With step descent approximation applyied to $Z$, around the step descent point field $\phi_s$, where $V^{\prime}(\phi_s) = 0$ you will find, with explicit $\hbar$: $$Z(J) = \int D\phi\;e^{(i/\hbar)[S(\phi)+ J\phi]}$$ $$Z(J) \approx e^{(i/\hbar)[S(\phi_s)+ J\phi_s]} \int D\phi\;e^{(i/\hbar)\int d^4x\,\frac{1}{2} [(\partial\phi)^2) - V^{\prime\prime}(\phi_s)\phi^2]}$$ In the previous expression, the new integration variable is $\phi= \phi-\phi_s$. $$Z(J) \approx e^{(i/\hbar)[S(\phi_s)+ J\phi_s] - \frac{1}{2} (Tr\, log (\partial^2 +V^{\prime\prime}(\phi_s)) - Tr\, log (\partial^2))}$$ Note that the appearance of the term $Tr\, log (\partial^2))$ may be seen as a renormalization factor.

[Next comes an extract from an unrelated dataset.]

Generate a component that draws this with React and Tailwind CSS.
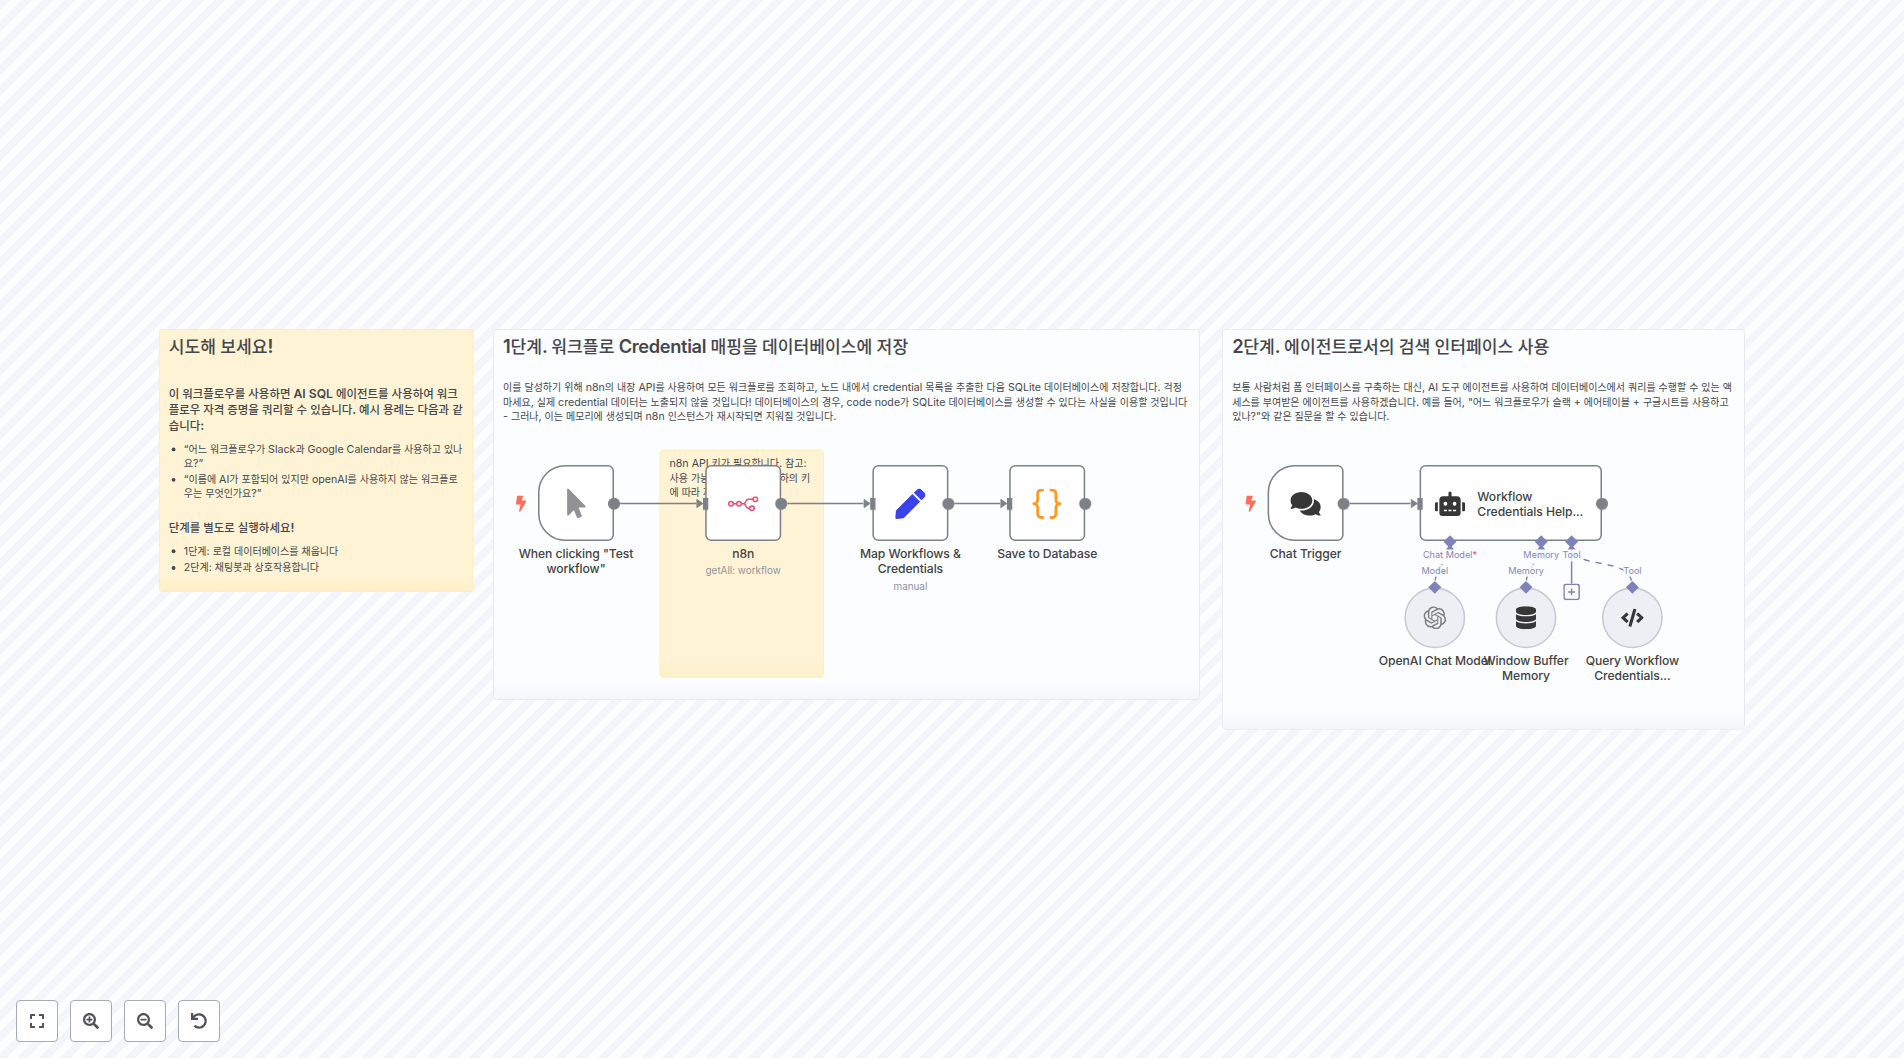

$$W(J) = S(\phi_s) + J\phi_s + i\frac{\hbar}{2} (Tr\, log (\partial^2 +V^{\prime\prime}(\phi_s)) - Tr\, log (\partial^2)) +O(\hbar^2)$$ $$\Gamma(\phi) = S(\phi) + i\frac{\hbar}{2} (Tr\, log (\partial^2 +V^{\prime\prime}(\phi)) - Tr\, log (\partial^2)) +O(\hbar^2)$$

With $\phi$ independant of x, you can write : $$Tr\, log (\partial^2 +V^{\prime\prime}(\phi)) = \frac{1}{(2\pi)^4}\int d^4x \int d^4k \,\,log \frac{(-k^2 + V^{\prime\prime}(\phi))}{-k^2}$$

So, finally, by the definition of $V_{eff}(\phi)$ from $\Gamma(\phi)$ $$V_{eff}(\phi) = V(\phi) - i\frac{\hbar}{2} \frac{1}{(2\pi)^4} \int d^4k \,\,log \frac{(k^2 - V^{\prime\prime}(\phi))}{k^2} + O(\hbar^2)$$

In practice, this integral is quadratically divergent, so you have to put a cut-off $\Lambda$, and you get : $$V_{eff}(\phi) = V(\phi) + \frac{\Lambda^2}{32\pi^2}V^{\prime\prime}(\phi) - \frac{1}{64\pi^2}[V^{\prime\prime}(\phi)]^2 log\frac{e^{1/2}\Lambda^2}{V^{\prime\prime}(\phi)}$$ So, by minimizing this effective potential $V_{eff}$, you can find the new state V.E.V. $\phi_{eff}$.

Now, in 3+1 dimensions, a scalar like $\phi_{eff}$ has the dimension of a mass (or energy), so by some Higgs mechanism, it can give mass to spin 1 gauge bosons, but the minimum of the effective potential $V_{eff}$ and the effective V.E.V. field $\phi_{eff}$ are 2 different things.